Wird Artikel 125 AEUV – Die „No-Bail out Klausel“ des AEUV verletzt?

Nein. Es werden keine Schulden dauerhaft übernommen. Die begünstigten Staaten müssen die Hilfsmittel zurückzahlen. Ist dies gefährdet, kommen die Umschuldungsklauseln für die Privatanleger zum Tragen, weil der ESM Vorrechte vor privaten Gläubigern beansprucht.

Wie ist die Verbindung zum Fiskalpakt?

In der Präambel wird das Verständnis festgehalten, dass es ab 1. März 2013 nur für jene Länder einer Finanzhilfe geben kann, welche den Fiskalpakt unterzeichnet haben.
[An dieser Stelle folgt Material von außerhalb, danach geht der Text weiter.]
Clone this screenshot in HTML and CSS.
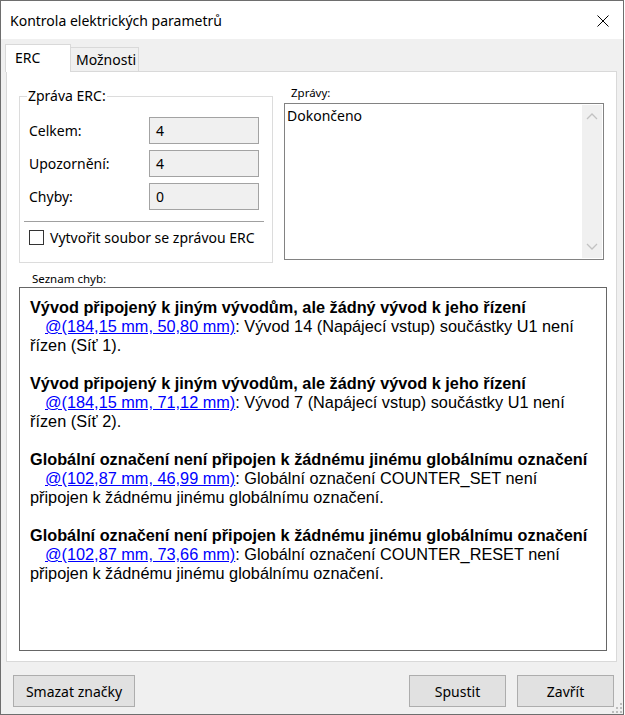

Dieser sieht eine verstärkte Koordinierung der Fiskalpolitik und der wirtschaftlichen Steuerung vor, aber z.B. keine Aufhebung der nationalen Budgethoheit.  S.13, 14

Quelle: https://www.bmf.gv.at/Allgemeines/Flashmeldung/QAEuropischerStabil_13225/_start.htm (22.02.2013)

Die unterfertigenden Abgeordneten stellen daher folgende

ANFRAGE

 

1)    Wer hat welche konkrete Kritik an welchen österreichischen Regelungen zur Mitwirkung des österreichischen Nationalrates in Sachen Europäischer Stabilitätsmechanismus geäußert?

2)    Sehen Sie sich an die gesetzliche Verpflichtung des Art 50 c B-VG, der die Unterrichtungsverpflichtungen des österreichischen Vertreters im ESM gegenüber dem Nationalrat auf Basis des § 74 g Geschäftsordnungsgesetz des Nationalrates bestimmt, gebunden?


3)    Erachten Sie Art 34 ESM-Vertrag oder Art 17 Satzung des ESM für eine weitergehende Beschränkung dieser verfassungsrechtlich verankerten Unterrichtungsverpflichtung?

4)    Worin besteht der Grund, dass das zentrale Mitwirkungsrecht des Nationalrates bei Grundsatzbeschlüssen für Stabilitätshilfen (Art 50 b Z 1) einzelner Mitgliedstaaten keine Erwähnung auf der Homepage des Finanzministeriums findet?